▶ _WHAT TO DO_
Tally up the lines where the string "this" appears; reply with the number only.

..........

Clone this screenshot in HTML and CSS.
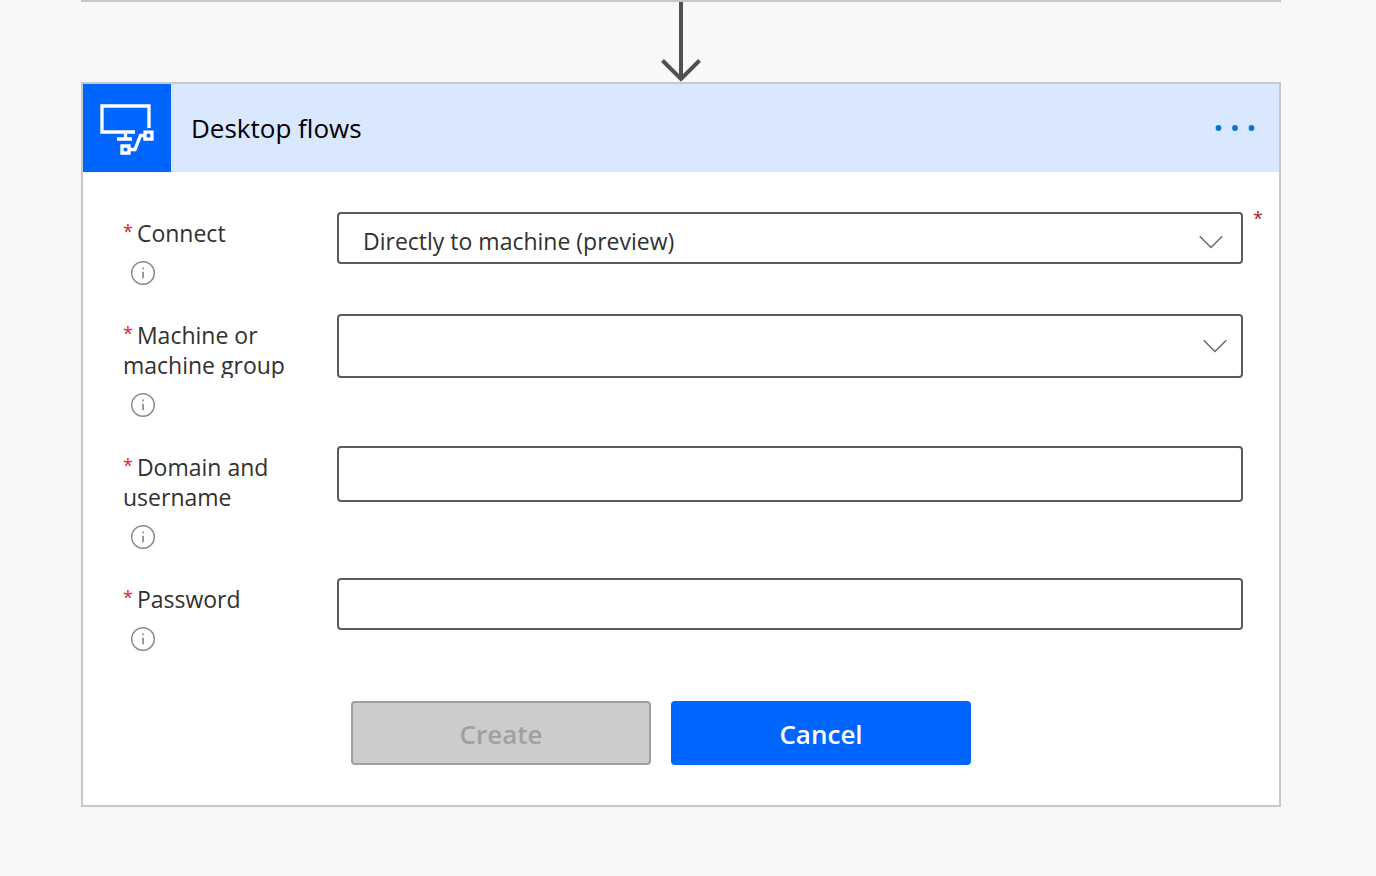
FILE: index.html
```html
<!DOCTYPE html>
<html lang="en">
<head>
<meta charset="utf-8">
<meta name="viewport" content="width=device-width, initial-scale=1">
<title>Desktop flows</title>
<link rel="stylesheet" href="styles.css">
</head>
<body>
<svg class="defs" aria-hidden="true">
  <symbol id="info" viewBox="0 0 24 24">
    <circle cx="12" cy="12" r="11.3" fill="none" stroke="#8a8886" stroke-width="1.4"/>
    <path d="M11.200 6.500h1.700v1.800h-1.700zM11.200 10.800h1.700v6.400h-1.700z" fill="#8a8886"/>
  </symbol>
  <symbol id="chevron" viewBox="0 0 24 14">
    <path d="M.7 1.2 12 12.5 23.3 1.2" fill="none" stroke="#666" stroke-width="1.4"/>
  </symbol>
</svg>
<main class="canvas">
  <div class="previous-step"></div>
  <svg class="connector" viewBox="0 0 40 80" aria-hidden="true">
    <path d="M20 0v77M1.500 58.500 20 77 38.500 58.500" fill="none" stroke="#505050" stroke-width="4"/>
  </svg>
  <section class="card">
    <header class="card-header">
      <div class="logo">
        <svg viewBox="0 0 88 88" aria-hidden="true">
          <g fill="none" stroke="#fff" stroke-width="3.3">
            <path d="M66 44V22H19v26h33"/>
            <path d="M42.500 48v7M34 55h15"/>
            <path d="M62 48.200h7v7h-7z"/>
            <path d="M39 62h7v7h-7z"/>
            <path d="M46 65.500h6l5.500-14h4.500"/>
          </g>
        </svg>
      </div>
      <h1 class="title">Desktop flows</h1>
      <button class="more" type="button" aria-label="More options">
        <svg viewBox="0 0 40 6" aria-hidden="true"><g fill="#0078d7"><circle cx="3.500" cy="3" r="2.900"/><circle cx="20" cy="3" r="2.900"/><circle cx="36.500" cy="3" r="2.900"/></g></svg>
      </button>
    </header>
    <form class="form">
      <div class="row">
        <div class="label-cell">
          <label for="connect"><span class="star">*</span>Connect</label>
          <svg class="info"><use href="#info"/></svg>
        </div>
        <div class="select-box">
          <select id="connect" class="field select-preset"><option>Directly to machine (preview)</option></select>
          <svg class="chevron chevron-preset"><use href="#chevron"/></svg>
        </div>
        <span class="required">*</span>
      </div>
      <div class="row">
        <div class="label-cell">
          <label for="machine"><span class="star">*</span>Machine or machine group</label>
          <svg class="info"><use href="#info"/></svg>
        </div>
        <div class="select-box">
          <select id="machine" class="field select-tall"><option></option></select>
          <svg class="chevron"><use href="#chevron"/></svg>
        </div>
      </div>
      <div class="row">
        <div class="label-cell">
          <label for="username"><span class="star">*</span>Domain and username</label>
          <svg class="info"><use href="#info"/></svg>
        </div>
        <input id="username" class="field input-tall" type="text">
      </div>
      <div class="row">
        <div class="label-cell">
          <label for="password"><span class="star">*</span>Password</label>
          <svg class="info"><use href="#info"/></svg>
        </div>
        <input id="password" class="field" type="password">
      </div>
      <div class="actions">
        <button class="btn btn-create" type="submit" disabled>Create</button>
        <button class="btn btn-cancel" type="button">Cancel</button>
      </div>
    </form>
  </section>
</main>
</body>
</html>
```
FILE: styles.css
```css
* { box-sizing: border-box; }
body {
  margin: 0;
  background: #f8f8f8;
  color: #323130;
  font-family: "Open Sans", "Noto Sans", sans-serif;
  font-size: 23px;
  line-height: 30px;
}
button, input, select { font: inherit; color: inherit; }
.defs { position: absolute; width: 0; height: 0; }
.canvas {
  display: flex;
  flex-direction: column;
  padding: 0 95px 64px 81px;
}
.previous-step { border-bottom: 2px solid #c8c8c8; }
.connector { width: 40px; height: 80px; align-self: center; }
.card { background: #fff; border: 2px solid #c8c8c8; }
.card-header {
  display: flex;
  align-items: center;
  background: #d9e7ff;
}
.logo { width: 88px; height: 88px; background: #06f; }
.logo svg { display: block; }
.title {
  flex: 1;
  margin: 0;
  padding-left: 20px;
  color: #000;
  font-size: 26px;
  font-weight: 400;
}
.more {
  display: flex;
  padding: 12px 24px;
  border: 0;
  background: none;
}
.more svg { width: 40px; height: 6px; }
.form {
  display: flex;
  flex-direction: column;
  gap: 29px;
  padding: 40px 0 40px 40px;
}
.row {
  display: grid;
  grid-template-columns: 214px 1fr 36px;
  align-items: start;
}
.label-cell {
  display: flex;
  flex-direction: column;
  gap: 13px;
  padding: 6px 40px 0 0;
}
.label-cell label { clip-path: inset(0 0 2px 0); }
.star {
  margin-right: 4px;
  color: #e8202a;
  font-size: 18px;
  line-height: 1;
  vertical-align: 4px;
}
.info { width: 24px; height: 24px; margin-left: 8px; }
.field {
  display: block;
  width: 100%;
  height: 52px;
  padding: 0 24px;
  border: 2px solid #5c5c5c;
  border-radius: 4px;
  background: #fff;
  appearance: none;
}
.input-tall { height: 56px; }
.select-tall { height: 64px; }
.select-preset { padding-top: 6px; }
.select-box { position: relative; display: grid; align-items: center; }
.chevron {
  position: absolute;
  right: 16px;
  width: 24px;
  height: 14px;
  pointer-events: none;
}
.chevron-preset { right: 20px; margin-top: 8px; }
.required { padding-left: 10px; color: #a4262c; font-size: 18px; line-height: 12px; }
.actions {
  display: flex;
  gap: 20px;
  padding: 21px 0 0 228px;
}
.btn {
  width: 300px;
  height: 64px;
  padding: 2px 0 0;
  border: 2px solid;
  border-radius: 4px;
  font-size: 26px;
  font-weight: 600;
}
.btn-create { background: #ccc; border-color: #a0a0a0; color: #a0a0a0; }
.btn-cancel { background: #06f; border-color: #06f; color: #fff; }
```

..........

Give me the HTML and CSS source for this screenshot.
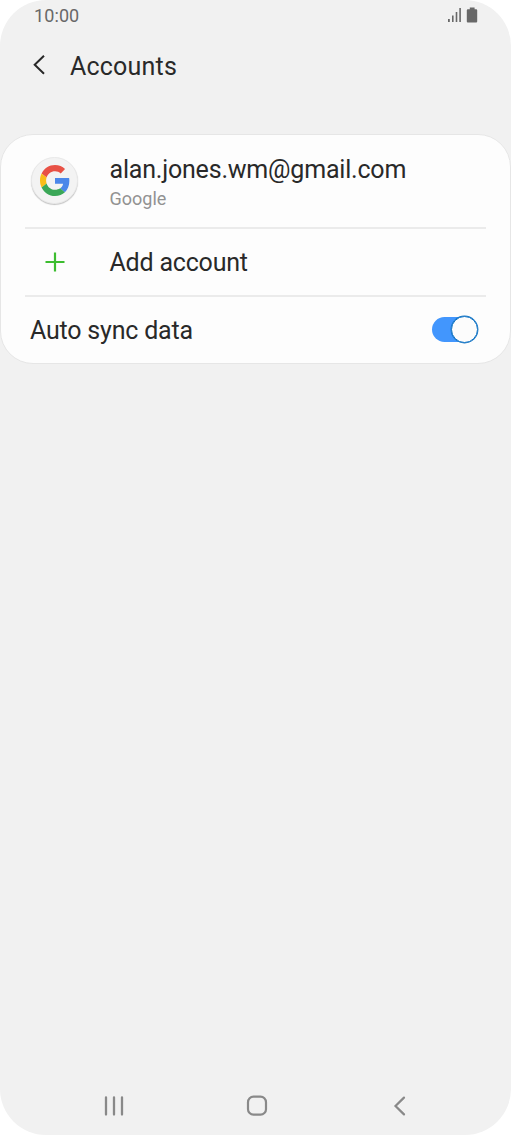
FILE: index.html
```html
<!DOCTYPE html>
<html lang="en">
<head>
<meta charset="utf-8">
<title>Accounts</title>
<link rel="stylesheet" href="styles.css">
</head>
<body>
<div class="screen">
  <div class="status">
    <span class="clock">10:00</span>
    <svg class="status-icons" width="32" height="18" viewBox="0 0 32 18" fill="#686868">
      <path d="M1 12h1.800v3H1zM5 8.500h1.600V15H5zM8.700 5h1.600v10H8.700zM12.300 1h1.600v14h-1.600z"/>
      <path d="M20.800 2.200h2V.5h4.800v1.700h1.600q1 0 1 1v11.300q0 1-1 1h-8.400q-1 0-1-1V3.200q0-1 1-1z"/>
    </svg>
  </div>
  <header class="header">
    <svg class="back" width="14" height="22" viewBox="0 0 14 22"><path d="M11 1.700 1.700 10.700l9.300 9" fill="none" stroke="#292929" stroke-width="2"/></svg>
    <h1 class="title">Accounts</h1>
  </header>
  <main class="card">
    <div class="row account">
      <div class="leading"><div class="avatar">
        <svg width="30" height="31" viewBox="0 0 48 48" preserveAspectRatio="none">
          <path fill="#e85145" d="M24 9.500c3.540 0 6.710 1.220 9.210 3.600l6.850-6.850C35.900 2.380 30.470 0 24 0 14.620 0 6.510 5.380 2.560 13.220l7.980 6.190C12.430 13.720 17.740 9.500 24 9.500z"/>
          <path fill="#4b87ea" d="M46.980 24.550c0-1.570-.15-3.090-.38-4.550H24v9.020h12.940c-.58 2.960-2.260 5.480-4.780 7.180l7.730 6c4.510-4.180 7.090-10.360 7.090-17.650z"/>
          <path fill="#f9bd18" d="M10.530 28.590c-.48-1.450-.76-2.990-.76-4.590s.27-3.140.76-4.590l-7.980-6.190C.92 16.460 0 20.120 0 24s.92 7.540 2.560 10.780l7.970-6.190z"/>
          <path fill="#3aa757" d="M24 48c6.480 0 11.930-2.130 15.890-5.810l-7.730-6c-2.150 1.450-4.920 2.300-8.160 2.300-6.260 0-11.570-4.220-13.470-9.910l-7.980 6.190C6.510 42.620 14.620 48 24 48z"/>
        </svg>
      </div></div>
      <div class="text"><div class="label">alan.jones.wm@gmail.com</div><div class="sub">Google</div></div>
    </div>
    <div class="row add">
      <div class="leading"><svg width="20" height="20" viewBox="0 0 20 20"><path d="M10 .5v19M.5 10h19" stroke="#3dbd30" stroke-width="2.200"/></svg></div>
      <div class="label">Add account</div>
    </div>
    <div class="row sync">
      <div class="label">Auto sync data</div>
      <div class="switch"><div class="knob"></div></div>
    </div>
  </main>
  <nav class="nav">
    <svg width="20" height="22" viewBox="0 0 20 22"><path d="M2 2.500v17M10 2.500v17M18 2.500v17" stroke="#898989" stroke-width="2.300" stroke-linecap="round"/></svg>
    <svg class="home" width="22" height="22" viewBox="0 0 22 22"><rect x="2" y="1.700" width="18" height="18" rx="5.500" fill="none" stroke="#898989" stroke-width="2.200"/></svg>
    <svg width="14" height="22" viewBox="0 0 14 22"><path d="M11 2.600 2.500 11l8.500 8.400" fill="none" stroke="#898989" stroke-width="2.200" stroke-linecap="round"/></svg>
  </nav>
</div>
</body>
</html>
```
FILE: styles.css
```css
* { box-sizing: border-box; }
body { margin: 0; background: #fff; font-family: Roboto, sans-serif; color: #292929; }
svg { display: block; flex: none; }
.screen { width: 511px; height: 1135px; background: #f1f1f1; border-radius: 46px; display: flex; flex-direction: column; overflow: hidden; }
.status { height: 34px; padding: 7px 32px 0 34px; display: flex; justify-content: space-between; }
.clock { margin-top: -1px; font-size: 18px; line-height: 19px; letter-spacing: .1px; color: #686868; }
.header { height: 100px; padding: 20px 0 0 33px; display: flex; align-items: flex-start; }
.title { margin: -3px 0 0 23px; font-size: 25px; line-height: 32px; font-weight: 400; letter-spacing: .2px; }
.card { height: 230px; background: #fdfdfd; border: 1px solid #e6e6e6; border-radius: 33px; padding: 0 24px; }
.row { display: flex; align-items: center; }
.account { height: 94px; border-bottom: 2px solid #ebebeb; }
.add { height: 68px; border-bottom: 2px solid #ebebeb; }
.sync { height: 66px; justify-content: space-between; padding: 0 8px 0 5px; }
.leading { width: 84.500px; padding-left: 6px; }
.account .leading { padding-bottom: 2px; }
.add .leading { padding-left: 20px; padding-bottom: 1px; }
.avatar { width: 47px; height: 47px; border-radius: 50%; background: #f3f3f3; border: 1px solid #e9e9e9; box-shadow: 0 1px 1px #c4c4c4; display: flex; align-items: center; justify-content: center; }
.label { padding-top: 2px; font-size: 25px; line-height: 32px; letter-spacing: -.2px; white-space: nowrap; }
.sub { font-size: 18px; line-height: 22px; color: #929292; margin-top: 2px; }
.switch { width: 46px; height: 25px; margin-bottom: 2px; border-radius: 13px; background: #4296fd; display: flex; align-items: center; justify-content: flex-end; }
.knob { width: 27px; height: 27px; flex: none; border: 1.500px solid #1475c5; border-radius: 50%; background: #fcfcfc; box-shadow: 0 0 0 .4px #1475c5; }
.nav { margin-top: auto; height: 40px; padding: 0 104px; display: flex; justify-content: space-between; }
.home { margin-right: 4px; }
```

..........

▶ _ANSWER TO THE TASK_
2